Questionada sobre o facto de ser mulher numa profissão ainda muito ligada ao homem, se sentiu alguma dificuldade em encontrar o seu lugar, Martta Reis Simões revela que a figura masculina sempre esteve muito presente na sua vida até entrar nesse mundo, pelo que não estranhou nada, nunca sentiu que a subestimassem pelo seu género. O facto de ser um mundo dominado por homens nunca a fez refletir na tomada de alguma decisão, sempre a respeitaram pelo que é enquanto pessoa e profissional.
QUINTA DA ALORNA
Situada na margem sul do rio Tejo, perto de Santarém, a Quinta da Alorna é a casa profissional da enóloga Martta Reis Simões. A sua jornada começou após estreita colaboração com o enólogo Nuno Cancela de Abreu, que, então no cargo de diretor-geral da Quinta da Alorna, a convida para trabalhar diretamente com ele na área da enologia, dando assim continuidade a um legado de poder feminino que caracteriza a quinta. D. Leonor de Almeida Lorena e Lencastre, a IV Marquesa de Alorna, é a figura feminina mais conhecida da Quinta da Alorna, mulher apaixonada, determinada, rebelde, inteligente e muito à frente no seu tempo. Anos mais tarde, no século XIX, a administração da quinta fica a cargo de D. Emília Monteiro de Sampaio, uma referência nacional e internacional nas ciências agronómicas. Mais recentemente, ganhou destaque D. Fernanda, a avó da quarta geração da família Lopo de Carvalho, uma mulher de garra.

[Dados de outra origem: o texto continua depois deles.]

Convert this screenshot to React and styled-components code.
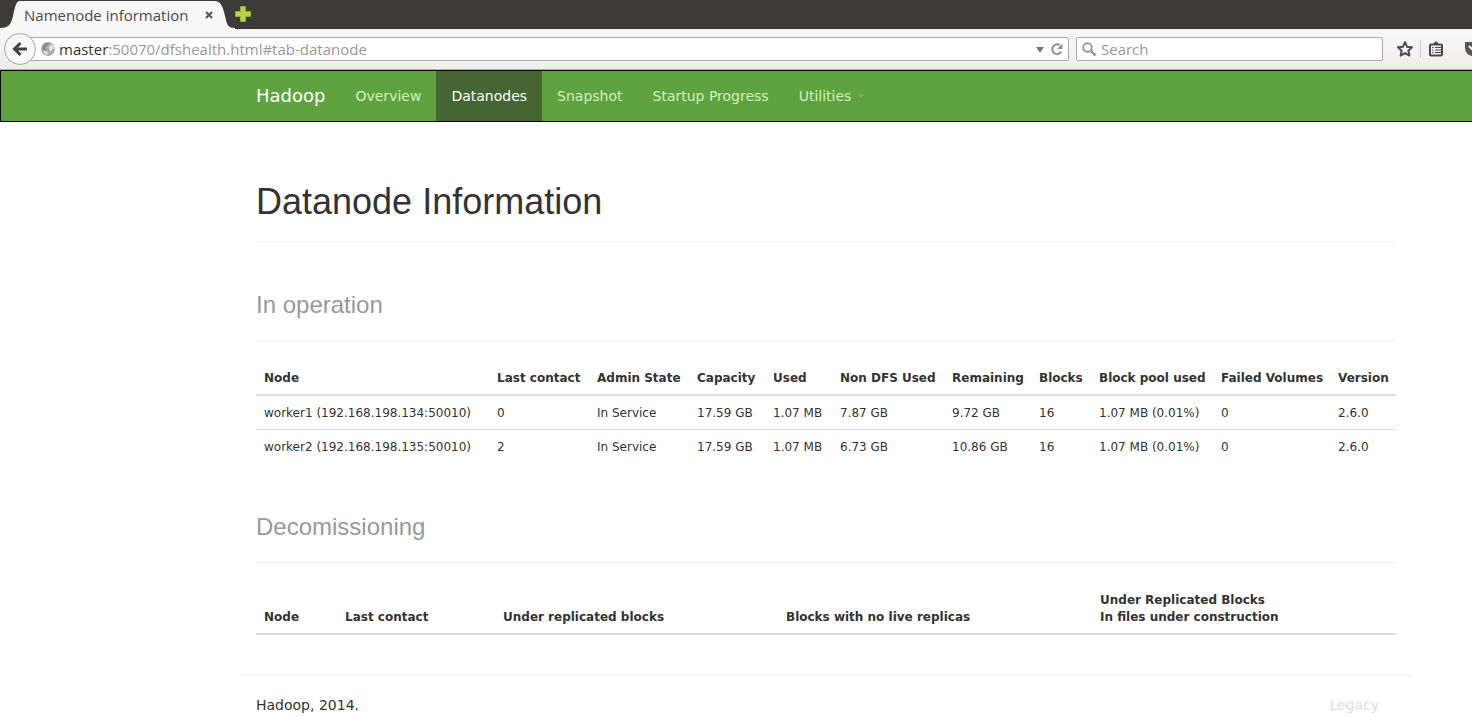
import React from "react";
import styled, { createGlobalStyle } from "styled-components";

const GlobalStyle = createGlobalStyle`
  *, *::before, *::after { box-sizing: border-box; }
  body {
    margin: 0;
    background: #fff;
    color: #333;
    font: 14px/20px "DejaVu Sans", sans-serif;
  }
  button { font: inherit; border: 0; background: none; padding: 0; cursor: pointer; }
  a { text-decoration: none; }
`;

const chromeFont = `"Open Sans", "Noto Sans", sans-serif`;

/* Browser window */
const Chrome = styled.div`
  font-family: ${chromeFont};
  overflow: hidden;
`;

const TabStrip = styled.div`
  display: flex;
  align-items: flex-end;
  height: 29px;
  background: #3c3b37;
  border-bottom: 1px solid #33302c;
`;

const TabEdge = styled.svg`
  flex: none;
  display: block;
  width: 20px;
  height: 29px;
  margin-bottom: -1px;
`;

const Tab = styled.div`
  flex: none;
  display: flex;
  align-items: center;
  justify-content: space-between;
  width: 195px;
  height: 28px;
  margin-bottom: -1px;
  padding-left: 4px;
  background: #f8f7f7;
  color: #4c4c4c;
  font-size: 15px;
  line-height: 28px;
  white-space: nowrap;
`;

const IconButton = styled.button`
  flex: none;
  display: flex;
  align-items: center;
  justify-content: center;
  width: ${(p) => p.$w || 16}px;
  height: ${(p) => p.$h || 16}px;
`;

const NewTab = styled(IconButton)`
  align-self: center;
`;

const Toolbar = styled.div`
  display: flex;
  align-items: center;
  height: 41px;
  padding-left: 4px;
  background: linear-gradient(#f8f7f7, #f0eeed);
  border-bottom: 1px solid #b3afa9;
`;

const BackButton = styled.button`
  position: relative;
  flex: none;
  display: flex;
  align-items: center;
  justify-content: center;
  width: 32px;
  height: 32px;
  border: 1px solid #a5a5a5;
  border-radius: 50%;
  background: #f9f8f8;
`;

const Field = styled.label`
  display: flex;
  align-items: center;
  height: 24px;
  border: 1px solid #aaa;
  border-radius: 2px;
  background: #fff;
`;

const AddressField = styled(Field)`
  flex: 1 1 0;
  margin-left: -8px;
  padding: 0 4px 0 12px;
  gap: 4px;
`;

const SearchField = styled(Field)`
  flex: 0 1 307px;
  margin-left: 7px;
  padding: 0 5px;
  gap: 4px;
`;

const Address = styled.a`
  flex: 1;
  color: #999;
  font-size: 15px;
  line-height: 22px;
  white-space: nowrap;
`;

const Host = styled.span`
  color: #333;
`;

const SearchInput = styled.input`
  flex: 1;
  min-width: 0;
  border: 0;
  padding: 0;
  outline: 0;
  background: none;
  font: 15px/22px ${chromeFont};
  &::placeholder { color: #999; opacity: 1; }
`;

const ToolbarIcons = styled.div`
  flex: none;
  display: flex;
  align-items: center;
  width: 89px;
  padding-left: 13px;
  overflow: hidden;
`;

const Separator = styled.span`
  flex: none;
  width: 1px;
  height: 18px;
  margin: 0 7px 0 6px;
  background: #ccc;
`;

const PocketButton = styled(IconButton)`
  margin-left: 21px;
`;

/* Site navigation */
const Navbar = styled.nav`
  display: flex;
  height: 52px;
  padding-left: 240px;
  border: 1px solid #080808;
  border-right: 0;
  background: #5fa33e;
`;

const Brand = styled.a`
  padding: 15px 15px;
  color: #fff;
  font-size: 18px;
`;

const NavList = styled.ul`
  display: flex;
  margin: 0;
  padding: 0;
  list-style: none;
`;

const NavLink = styled.a`
  display: flex;
  align-items: center;
  gap: 6px;
  height: 50px;
  padding: 0 15px;
  color: ${(p) => (p.$active ? "#fff" : "#d2f0be")};
  background: ${(p) => (p.$active ? "#446633" : "transparent")};
`;

const Caret = styled.span`
  border: 4px solid transparent;
  border-top-color: #8a9c7c;
  border-bottom: 0;
`;

/* Page content */
const Container = styled.div`
  max-width: 1411px;
  padding-left: 241px;
`;

const Main = styled.main`
  padding: 60px 15px 0;
`;

const headingFont = `"Liberation Sans", Arial, sans-serif`;

const headingStyle = `
  margin: 0;
  padding-bottom: 19px;
  border-bottom: 1px solid #eee;
  font: 400 36px/40px ${headingFont};
`;

const PageTitle = styled.h1`
  ${headingStyle}
`;

const SectionTitle = styled.h2`
  ${headingStyle}
  small { color: #999; font-size: 24px; line-height: 1; }
`;

const Section = styled.section`
  margin-top: 39px;
  & + & { margin-top: 40px; }
`;

const Table = styled.table`
  width: 100%;
  margin-top: 20px;
  table-layout: fixed;
  border-spacing: 0;
  font-size: 12px;
  line-height: 17px;
  th, td {
    padding: 9px 8px 7px;
    text-align: left;
    white-space: nowrap;
  }
  th {
    vertical-align: bottom;
    border-bottom: 2px solid #ddd;
  }
  tr + tr td { border-top: 1px solid #ddd; }
`;

const Footer = styled.footer`
  display: flex;
  justify-content: space-between;
  margin-top: 40px;
  padding: 19px 32px 0 15px;
  border-top: 1px solid #eee;
`;

const LegacyLink = styled.a`
  color: #ddd;
`;

const navItems = ["Overview", "Datanodes", "Snapshot", "Startup Progress", "Utilities"];

const operationColumns = [
  ["Node", 233],
  ["Last contact", 100],
  ["Admin State", 100],
  ["Capacity", 76],
  ["Used", 67],
  ["Non DFS Used", 112],
  ["Remaining", 87],
  ["Blocks", 60],
  ["Block pool used", 122],
  ["Failed Volumes", 117],
  ["Version", 66],
];

const operationRows = [
  ["worker1 (192.168.198.134:50010)", "0", "In Service", "17.59 GB", "1.07 MB", "7.87 GB", "9.72 GB", "16", "1.07 MB (0.01%)", "0", "2.6.0"],
  ["worker2 (192.168.198.135:50010)", "2", "In Service", "17.59 GB", "1.07 MB", "6.73 GB", "10.86 GB", "16", "1.07 MB (0.01%)", "0", "2.6.0"],
];

const decommissionColumns = [
  ["Node", 81],
  ["Last contact", 158],
  ["Under replicated blocks", 283],
  ["Blocks with no live replicas", 314],
  [<>Under Replicated Blocks<br />In files under construction</>, 304],
];

function DataTable({ columns, rows = [] }) {
  return (
    <Table>
      <colgroup>
        {columns.map(([, width], i) => <col key={i} width={width} />)}
      </colgroup>
      <thead>
        <tr>{columns.map(([label], i) => <th key={i} scope="col">{label}</th>)}</tr>
      </thead>
      <tbody>
        {rows.map((row) => (
          <tr key={row[0]}>{row.map((cell, i) => <td key={i}>{cell}</td>)}</tr>
        ))}
      </tbody>
    </Table>
  );
}

function BrowserChrome() {
  return (
    <Chrome>
      <TabStrip>
        <TabEdge viewBox="0 0 20 29">
          <path d="M0 29V28C8 28 11 25 13 16C15 7 16 1 20 1V29Z" fill="#f8f7f7" />
        </TabEdge>
        <Tab>
          <span>Namenode information</span>
          <IconButton aria-label="Close tab" $w={12}>
            <svg width="8" height="8" viewBox="0 0 8 8">
              <path d="M1 1L7 7M7 1L1 7" stroke="#555" strokeWidth="2" />
            </svg>
          </IconButton>
        </Tab>
        <TabEdge viewBox="0 0 20 29">
          <path d="M20 29V28C13 28 12 25 10 16C8 6 5 1 0 1V29Z" fill="#f8f7f7" />
        </TabEdge>
        <NewTab aria-label="Open a new tab">
          <svg width="16" height="16" viewBox="0 0 16 16">
            <path d="M5.5 .5H10.500V5.500H15.500V10.500H10.500V15.500H5.500V10.500H.5V5.500H5.500Z" fill="#b5d44c" stroke="#8fb030" />
          </svg>
        </NewTab>
      </TabStrip>
      <Toolbar>
        <BackButton aria-label="Back">
          <svg width="16" height="16" viewBox="0 0 16 16">
            <path d="M8.500 2L2.500 8L8.500 14M3 8H15" fill="none" stroke="#444" strokeWidth="3" />
          </svg>
        </BackButton>
        <AddressField as="div">
          <svg width="14" height="14" viewBox="0 0 14 14">
            <circle cx="7" cy="7" r="7" fill="#ababab" />
            <path d="M1 5L4 1L8 1L6 4L4 5L6 8L5 9L2 8Z" fill="#8d8d8d" />
            <path d="M8 4L12 2.500L13.500 7L11 7L10 10L8 7Z" fill="#e4e4e4" />
            <path d="M2 9L6 9L7 12L5 13Z" fill="#e0e0e0" />
          </svg>
          <Address href="#tab-datanode"><Host>master</Host>:50070/dfshealth.html#tab-datanode</Address>
          <IconButton aria-label="Show history" $w={12}>
            <svg width="8" height="8" viewBox="0 0 8 8"><path d="M0 2H8L4 8Z" fill="#777" /></svg>
          </IconButton>
          <IconButton aria-label="Reload" $w={14}>
            <svg width="12" height="12" viewBox="0 0 12 12">
              <path d="M10.300 8.500A4.800 4.800 0 1 1 8.800 2.200" fill="none" stroke="#8494a0" strokeWidth="2" />
              <path d="M11.500 .5V6H6Z" fill="#8494a0" />
            </svg>
          </IconButton>
        </AddressField>
        <SearchField>
          <svg width="15" height="15" viewBox="0 0 15 15">
            <circle cx="5.500" cy="5.500" r="4.300" fill="none" stroke="#999" strokeWidth="2" />
            <path d="M9 9L13.500 13.500" stroke="#999" strokeWidth="2.500" />
          </svg>
          <SearchInput type="search" placeholder="Search" aria-label="Search" />
        </SearchField>
        <ToolbarIcons>
          <IconButton aria-label="Bookmark this page" $w={18}>
            <svg width="18" height="18" viewBox="0 0 18 18">
              <path d="M9 2.200L11.100 6.800L16 7.300L12.400 10.700L13.400 15.600L9 13.100L4.600 15.600L5.600 10.700L2 7.300L6.900 6.800Z" fill="none" stroke="#4a4a4a" strokeWidth="2" strokeLinejoin="round" />
            </svg>
          </IconButton>
          <Separator />
          <IconButton aria-label="Show bookmarks">
            <svg width="16" height="16" viewBox="0 0 16 16">
              <rect x="2" y="3.500" width="12" height="11" rx="1" fill="none" stroke="#4a4a4a" strokeWidth="2" />
              <path d="M5 3L8 0L11 3Z" fill="#4a4a4a" />
              <path d="M4 6.500H5.500M7 6.500H13M4 9H5.500M7 9H13M4 11.500H5.500M7 11.500H13" stroke="#4a4a4a" />
            </svg>
          </IconButton>
          <PocketButton aria-label="Save to Pocket">
            <svg width="16" height="16" viewBox="0 0 16 16">
              <path d="M0 2Q0 1 1 1H15Q16 1 16 2V7A8 8 0 0 1 0 7Z" fill="#555" />
              <path d="M4 5L8 9L12 5" fill="none" stroke="#fff" strokeWidth="2" />
            </svg>
          </PocketButton>
        </ToolbarIcons>
      </Toolbar>
    </Chrome>
  );
}

export default function App() {
  return (
    <>
      <GlobalStyle />
      <BrowserChrome />
      <Navbar>
        <Brand href="#">Hadoop</Brand>
        <NavList>
          {navItems.map((item) => (
            <li key={item}>
              <NavLink href="#" $active={item === "Datanodes"}>
                {item}
                {item === "Utilities" && <Caret />}
              </NavLink>
            </li>
          ))}
        </NavList>
      </Navbar>
      <Container>
        <Main>
          <PageTitle>Datanode Information</PageTitle>
          <Section>
            <SectionTitle><small>In operation</small></SectionTitle>
            <DataTable columns={operationColumns} rows={operationRows} />
          </Section>
          <Section>
            <SectionTitle><small>Decomissioning</small></SectionTitle>
            <DataTable columns={decommissionColumns} />
          </Section>
        </Main>
        <Footer>
          <span>Hadoop, 2014.</span>
          <LegacyLink href="#">Legacy</LegacyLink>
        </Footer>
      </Container>
    </>
  );
}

No livro, recentemente lançado, Da Índia ao Tejo, do Tejo para o Mundo, uma edição comemorativa dos 300 anos da Quinta da Alorna, à venda com o Vinho Grande Reserva 1723, também uma edição limitada, Martta Reis Simões já faz parte integrante de um período da história da quinta. Tem disso consciência, mas sem sentir esse peso, andando lado a lado com a história, fazendo o seu caminho de forma natural.
MUNDO DO VINHO
Pedimos à enóloga que, refletindo sobre o mundo do vinho, nos respondesse a duas questões: primeiramente, o que lhe falta para atingir a excelência na busca da perfeição nos vinhos; em segundo, olhando para o futuro da indústria do vinho, que temas antevê a necessitar de intervenção. Ao que a enóloga nos esclarece que a busca por uma suposta perfeição nos vinhos é para ela algo utópico, do ponto de vista em que procura sempre algo mais, nada está nem será perfeito, e quando chega lá perto, ainda considera que é possível fazer sempre mais e melhor. É uma área muito dinâmica e reconhece que, a trabalhar há muitos anos no setor, tem sido feito um trabalho enorme a todos os níveis, mas ainda há muito para fazer. Remata que é por isto que esta área é tão cativante e apaixonante, com tudo o que tem de gratificante, mas muitas vezes frustrante. Respondendo à segunda questão, diz-nos que sobretudo o Marketing, Comunicação e Vendas será um dos grandes temas a abordar, numa altura em que assistimos a um decréscimo, à escala global, do consumo de vinho. Será necessário comunicar de uma forma inteligente e criativa para cada segmento, encontrar uma forma de abordagem diferente e direcionada – por exemplo, a geração Z não consome vinho mas consome outras bebidas alcoólicas. Um packaging alternativo, vinhos com teor alcoólico mais baixo, vinhos mais frescos e menos “pesados”… serão certamente questões a ter em conta para chegar a esse target, mas sempre sem esquecer uma mensagem de consumo moderado e responsável. Outro grande tema que considera imperativo é a sustentabilidade e capacidade de adaptação às alterações climáticas.
Para terminar, pedimos à enóloga Martta Reis Simões que palavras gostaria de deixar para serem recordadas, ao que respondeu: “Encanto, compaixão, dedicação e resiliência.”